- TASK TO CARRY OUT -
Tell how many lines have the string "screenshot" in them, and write nothing besides the number.

- RECORD LIST -
--------

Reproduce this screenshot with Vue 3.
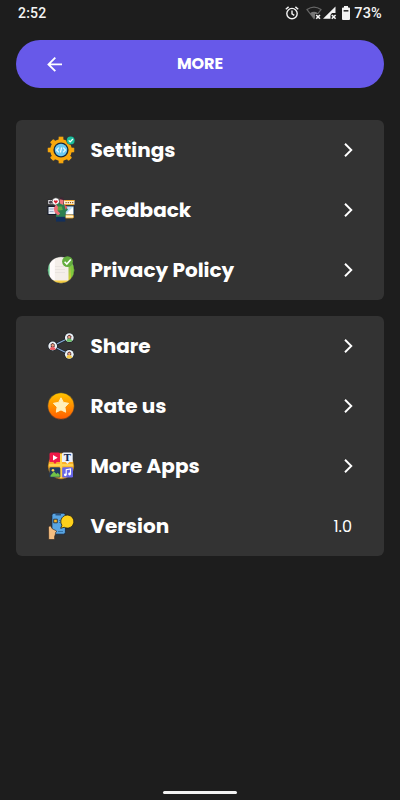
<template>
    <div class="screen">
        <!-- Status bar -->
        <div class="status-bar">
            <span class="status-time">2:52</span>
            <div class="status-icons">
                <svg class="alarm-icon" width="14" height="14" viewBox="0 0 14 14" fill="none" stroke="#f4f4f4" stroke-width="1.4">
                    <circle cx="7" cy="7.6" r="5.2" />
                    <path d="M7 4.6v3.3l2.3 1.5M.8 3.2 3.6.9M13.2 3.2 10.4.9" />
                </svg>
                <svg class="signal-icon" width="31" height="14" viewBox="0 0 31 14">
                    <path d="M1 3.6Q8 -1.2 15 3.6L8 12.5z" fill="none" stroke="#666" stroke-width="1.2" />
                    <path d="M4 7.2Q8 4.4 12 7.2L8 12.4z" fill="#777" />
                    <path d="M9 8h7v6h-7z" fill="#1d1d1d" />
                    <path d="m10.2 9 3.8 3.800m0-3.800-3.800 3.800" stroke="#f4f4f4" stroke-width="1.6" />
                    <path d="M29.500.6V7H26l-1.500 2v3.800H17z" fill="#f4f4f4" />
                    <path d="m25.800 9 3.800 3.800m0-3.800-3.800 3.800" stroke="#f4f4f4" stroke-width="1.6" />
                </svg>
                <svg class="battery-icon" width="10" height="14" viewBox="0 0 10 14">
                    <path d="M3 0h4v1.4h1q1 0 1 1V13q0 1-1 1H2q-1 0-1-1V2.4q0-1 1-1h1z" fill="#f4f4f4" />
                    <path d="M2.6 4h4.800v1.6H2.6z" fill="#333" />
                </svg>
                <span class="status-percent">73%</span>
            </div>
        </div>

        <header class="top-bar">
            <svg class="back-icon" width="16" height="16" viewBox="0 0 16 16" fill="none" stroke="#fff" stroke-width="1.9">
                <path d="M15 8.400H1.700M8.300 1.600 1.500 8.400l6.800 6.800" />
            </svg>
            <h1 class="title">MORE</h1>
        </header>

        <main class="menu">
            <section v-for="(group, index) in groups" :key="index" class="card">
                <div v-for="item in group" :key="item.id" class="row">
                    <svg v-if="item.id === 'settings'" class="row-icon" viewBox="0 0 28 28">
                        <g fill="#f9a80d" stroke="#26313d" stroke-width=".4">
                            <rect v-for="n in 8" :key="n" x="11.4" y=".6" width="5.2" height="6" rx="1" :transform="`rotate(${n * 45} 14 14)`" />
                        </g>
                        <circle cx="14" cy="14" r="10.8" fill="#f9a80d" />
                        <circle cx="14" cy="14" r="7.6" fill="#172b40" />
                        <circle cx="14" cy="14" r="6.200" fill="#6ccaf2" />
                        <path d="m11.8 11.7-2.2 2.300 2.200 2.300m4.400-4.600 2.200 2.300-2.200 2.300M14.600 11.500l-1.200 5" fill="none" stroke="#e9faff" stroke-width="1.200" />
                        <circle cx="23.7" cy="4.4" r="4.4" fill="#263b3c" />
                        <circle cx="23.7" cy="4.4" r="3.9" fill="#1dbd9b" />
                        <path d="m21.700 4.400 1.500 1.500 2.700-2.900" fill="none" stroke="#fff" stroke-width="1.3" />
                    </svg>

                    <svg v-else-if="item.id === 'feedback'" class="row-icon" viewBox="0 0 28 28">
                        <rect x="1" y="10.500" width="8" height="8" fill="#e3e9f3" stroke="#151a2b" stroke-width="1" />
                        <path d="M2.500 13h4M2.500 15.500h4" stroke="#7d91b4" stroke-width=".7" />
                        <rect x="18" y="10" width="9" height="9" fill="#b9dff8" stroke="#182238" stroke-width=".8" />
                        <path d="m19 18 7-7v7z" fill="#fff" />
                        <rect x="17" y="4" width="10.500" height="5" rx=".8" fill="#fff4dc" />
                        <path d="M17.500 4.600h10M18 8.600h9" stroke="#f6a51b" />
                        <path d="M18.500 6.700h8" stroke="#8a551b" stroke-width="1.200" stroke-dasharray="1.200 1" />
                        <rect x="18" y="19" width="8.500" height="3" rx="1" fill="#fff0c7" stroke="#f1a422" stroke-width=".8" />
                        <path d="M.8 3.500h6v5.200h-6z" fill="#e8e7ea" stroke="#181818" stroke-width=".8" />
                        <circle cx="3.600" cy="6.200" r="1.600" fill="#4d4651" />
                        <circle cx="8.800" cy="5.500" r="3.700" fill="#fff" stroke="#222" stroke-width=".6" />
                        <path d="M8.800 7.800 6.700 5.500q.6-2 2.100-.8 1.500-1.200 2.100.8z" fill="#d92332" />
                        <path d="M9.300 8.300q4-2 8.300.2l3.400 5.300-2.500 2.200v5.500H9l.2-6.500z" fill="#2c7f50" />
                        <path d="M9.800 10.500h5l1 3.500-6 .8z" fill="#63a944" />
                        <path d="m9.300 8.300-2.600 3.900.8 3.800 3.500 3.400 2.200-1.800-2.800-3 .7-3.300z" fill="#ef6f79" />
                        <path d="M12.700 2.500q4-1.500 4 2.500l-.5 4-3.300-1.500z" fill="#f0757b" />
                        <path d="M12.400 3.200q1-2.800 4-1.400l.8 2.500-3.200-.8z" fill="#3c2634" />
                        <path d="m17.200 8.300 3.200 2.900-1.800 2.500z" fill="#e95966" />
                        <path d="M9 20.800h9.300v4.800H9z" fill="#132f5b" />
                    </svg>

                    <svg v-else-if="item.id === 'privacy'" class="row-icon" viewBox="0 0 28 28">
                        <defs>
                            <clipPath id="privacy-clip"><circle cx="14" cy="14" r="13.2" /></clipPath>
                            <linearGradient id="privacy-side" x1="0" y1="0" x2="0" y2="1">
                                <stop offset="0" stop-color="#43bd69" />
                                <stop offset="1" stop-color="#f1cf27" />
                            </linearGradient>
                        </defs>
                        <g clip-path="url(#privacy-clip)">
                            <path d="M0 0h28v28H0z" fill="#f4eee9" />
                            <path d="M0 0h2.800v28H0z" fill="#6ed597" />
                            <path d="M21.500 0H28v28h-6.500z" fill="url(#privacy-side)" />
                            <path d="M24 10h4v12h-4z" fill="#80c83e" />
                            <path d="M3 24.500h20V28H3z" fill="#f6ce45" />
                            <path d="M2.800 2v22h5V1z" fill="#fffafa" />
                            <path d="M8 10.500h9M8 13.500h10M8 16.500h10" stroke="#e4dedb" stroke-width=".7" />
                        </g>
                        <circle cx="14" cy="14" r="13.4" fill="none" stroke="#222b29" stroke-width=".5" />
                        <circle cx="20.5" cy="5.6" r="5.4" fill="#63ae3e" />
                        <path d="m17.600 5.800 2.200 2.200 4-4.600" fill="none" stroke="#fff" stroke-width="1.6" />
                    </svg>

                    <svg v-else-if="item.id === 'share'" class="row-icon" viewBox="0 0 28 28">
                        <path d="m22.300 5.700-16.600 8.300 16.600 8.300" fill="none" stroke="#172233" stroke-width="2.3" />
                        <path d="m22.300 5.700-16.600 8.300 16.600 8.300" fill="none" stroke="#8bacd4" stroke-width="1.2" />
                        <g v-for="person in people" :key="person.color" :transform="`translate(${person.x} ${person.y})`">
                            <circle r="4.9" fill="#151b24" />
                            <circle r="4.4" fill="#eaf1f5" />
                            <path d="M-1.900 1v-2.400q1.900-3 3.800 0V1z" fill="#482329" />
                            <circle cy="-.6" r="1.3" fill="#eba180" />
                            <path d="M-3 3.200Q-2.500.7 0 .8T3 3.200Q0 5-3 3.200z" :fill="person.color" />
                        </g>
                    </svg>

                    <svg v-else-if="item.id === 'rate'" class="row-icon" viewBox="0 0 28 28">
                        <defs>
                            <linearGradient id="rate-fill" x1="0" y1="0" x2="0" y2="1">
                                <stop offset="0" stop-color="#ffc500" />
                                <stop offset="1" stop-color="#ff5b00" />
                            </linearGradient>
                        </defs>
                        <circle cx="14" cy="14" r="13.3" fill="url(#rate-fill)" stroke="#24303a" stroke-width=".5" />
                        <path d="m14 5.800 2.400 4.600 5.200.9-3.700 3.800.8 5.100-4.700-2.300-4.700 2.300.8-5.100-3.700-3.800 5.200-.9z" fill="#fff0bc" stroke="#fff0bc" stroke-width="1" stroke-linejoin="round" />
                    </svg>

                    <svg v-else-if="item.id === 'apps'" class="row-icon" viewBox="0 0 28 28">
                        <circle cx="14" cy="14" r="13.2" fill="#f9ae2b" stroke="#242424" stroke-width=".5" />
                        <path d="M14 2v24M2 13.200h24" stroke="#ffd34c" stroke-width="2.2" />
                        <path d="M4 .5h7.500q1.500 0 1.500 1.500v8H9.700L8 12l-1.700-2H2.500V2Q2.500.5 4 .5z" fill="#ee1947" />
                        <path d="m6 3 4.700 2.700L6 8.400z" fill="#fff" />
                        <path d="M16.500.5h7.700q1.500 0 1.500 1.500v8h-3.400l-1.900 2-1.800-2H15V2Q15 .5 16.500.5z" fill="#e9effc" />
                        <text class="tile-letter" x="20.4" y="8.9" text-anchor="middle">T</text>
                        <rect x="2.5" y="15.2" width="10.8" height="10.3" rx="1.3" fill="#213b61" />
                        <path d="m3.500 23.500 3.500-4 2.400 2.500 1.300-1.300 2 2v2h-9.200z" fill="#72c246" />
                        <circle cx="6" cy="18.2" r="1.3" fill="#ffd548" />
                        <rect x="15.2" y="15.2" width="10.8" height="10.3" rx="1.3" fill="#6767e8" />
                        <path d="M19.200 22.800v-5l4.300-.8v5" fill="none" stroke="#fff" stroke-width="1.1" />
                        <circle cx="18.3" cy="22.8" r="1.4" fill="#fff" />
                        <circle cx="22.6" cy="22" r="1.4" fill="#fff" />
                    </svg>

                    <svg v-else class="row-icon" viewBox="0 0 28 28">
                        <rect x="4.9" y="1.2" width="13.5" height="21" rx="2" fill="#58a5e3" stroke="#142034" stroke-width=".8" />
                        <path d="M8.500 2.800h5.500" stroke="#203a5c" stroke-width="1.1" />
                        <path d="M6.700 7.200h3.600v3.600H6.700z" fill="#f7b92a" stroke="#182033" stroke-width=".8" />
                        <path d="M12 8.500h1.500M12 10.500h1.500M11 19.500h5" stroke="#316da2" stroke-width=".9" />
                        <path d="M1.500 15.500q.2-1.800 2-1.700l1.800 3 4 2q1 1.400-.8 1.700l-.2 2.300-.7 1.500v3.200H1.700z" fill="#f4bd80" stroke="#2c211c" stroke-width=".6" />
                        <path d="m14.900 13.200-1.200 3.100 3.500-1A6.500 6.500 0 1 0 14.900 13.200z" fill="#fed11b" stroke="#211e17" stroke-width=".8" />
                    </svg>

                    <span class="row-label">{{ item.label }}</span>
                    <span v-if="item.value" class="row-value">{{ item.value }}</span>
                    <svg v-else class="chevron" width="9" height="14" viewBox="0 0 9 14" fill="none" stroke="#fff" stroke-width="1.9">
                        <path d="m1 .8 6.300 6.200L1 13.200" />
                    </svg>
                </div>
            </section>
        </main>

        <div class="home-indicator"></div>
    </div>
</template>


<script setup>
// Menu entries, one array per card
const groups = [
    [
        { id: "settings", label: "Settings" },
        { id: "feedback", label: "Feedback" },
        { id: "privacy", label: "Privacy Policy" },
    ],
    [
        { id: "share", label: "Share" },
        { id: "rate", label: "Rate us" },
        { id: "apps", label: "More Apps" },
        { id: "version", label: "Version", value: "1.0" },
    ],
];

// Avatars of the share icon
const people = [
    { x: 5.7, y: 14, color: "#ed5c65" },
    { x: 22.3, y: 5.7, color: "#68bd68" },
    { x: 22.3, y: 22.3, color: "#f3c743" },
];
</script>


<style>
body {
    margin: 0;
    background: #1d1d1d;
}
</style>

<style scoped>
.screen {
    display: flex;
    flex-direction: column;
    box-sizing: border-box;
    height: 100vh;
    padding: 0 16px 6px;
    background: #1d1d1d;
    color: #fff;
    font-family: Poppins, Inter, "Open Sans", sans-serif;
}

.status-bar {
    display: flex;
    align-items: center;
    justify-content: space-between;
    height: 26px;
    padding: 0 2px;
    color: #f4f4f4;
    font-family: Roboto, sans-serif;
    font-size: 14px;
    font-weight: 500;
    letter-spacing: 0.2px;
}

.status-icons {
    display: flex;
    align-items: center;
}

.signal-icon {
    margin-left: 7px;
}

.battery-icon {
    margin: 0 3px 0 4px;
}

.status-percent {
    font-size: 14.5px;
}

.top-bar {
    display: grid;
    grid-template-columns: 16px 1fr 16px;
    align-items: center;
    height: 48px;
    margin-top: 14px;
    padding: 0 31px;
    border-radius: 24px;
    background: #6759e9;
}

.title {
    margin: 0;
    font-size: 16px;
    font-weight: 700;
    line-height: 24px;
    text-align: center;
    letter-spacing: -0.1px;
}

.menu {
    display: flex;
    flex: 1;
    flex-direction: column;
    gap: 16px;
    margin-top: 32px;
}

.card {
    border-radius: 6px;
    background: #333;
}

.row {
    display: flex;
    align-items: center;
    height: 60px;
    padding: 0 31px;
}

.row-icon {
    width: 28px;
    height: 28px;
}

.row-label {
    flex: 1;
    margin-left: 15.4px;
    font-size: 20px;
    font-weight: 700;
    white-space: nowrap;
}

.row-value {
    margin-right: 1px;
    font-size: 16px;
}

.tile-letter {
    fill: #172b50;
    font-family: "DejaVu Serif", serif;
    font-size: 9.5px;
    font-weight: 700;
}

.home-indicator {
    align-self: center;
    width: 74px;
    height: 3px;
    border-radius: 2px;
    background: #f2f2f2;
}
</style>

--------

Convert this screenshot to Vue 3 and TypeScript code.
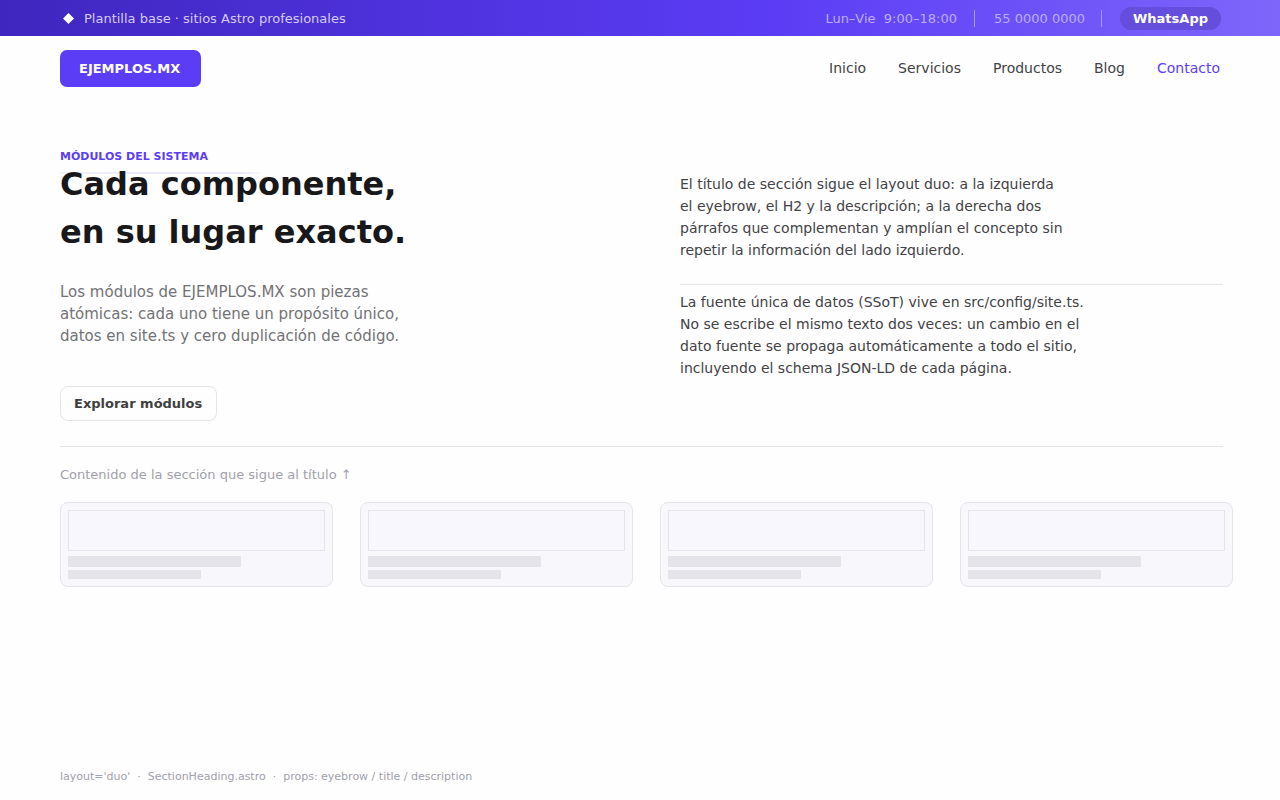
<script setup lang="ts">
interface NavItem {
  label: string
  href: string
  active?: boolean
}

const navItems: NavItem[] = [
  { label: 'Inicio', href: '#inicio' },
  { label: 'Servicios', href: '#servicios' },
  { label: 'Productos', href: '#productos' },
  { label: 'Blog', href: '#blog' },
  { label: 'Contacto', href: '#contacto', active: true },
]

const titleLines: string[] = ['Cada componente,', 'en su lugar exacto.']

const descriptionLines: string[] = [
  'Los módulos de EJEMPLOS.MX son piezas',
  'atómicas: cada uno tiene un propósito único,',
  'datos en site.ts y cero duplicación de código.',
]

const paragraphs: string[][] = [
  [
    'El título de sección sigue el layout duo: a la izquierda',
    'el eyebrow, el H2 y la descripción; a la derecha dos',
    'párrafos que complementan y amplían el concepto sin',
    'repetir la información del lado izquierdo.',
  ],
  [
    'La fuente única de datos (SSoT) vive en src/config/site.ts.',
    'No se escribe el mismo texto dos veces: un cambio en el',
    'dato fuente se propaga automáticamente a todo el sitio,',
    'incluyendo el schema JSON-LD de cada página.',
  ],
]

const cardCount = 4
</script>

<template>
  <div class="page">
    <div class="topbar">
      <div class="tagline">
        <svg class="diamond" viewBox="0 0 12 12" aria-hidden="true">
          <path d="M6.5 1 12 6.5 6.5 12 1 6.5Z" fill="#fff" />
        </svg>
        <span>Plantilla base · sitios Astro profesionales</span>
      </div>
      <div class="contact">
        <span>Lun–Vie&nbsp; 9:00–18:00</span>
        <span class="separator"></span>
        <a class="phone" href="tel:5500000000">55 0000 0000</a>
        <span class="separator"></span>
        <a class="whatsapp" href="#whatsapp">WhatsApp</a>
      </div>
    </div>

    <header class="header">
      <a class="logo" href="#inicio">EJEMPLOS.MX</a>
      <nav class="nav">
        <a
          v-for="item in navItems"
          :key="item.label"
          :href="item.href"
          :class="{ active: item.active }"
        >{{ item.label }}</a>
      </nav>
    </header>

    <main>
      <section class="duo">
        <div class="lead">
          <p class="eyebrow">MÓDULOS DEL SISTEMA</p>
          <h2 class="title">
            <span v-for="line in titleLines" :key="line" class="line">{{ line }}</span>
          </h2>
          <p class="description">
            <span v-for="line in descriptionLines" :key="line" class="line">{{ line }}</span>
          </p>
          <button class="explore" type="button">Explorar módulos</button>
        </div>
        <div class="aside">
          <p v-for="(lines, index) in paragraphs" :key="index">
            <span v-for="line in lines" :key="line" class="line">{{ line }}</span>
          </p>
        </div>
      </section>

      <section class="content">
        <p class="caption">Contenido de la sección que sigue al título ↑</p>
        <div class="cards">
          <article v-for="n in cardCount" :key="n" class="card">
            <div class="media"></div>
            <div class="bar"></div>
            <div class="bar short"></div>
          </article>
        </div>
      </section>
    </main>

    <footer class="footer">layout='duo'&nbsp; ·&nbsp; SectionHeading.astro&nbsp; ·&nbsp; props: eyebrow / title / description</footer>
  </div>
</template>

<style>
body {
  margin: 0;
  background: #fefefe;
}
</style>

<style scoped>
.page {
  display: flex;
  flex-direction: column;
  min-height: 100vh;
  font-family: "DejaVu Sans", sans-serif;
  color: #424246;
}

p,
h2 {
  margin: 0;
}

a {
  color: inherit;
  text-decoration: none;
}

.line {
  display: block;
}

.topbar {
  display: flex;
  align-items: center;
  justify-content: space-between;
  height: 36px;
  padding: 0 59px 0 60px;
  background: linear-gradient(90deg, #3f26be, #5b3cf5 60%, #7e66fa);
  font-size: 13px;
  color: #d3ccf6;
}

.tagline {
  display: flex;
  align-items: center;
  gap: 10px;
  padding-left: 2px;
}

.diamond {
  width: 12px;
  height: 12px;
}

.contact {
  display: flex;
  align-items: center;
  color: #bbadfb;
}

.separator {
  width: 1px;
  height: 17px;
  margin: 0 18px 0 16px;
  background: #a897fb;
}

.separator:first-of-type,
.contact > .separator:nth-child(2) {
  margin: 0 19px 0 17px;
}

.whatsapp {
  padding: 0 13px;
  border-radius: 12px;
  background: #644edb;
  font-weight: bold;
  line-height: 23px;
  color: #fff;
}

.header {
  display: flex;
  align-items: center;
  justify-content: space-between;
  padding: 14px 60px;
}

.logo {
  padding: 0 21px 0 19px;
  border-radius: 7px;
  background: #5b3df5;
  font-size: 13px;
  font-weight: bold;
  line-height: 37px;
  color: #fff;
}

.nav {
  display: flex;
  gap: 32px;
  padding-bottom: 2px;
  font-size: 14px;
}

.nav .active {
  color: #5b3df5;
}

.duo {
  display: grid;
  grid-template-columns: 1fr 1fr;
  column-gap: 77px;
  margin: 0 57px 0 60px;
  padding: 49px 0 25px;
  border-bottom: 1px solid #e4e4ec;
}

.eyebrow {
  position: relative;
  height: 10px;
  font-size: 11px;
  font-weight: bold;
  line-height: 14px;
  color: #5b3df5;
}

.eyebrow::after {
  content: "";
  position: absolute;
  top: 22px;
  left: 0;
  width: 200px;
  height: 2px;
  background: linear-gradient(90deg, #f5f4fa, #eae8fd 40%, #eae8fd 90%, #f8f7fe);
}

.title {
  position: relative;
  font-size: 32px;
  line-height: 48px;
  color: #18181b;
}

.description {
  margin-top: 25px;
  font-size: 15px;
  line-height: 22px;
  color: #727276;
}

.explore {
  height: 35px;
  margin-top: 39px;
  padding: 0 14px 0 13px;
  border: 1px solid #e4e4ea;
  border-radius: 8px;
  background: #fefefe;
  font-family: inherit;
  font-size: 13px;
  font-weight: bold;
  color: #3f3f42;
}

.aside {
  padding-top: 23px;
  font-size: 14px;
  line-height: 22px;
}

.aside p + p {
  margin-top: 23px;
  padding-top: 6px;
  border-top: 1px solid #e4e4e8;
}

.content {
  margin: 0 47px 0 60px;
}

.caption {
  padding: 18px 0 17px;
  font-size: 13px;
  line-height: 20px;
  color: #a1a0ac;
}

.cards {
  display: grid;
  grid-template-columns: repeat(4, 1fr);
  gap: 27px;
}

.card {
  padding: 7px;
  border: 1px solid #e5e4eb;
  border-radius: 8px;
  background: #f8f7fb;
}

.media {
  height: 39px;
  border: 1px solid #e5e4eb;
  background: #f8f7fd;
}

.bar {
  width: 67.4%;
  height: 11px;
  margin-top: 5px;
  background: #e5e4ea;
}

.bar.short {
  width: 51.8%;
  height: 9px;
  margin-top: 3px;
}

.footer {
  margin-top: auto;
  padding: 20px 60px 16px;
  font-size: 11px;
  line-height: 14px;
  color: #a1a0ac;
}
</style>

--------

- COMPLETE ANSWER -
2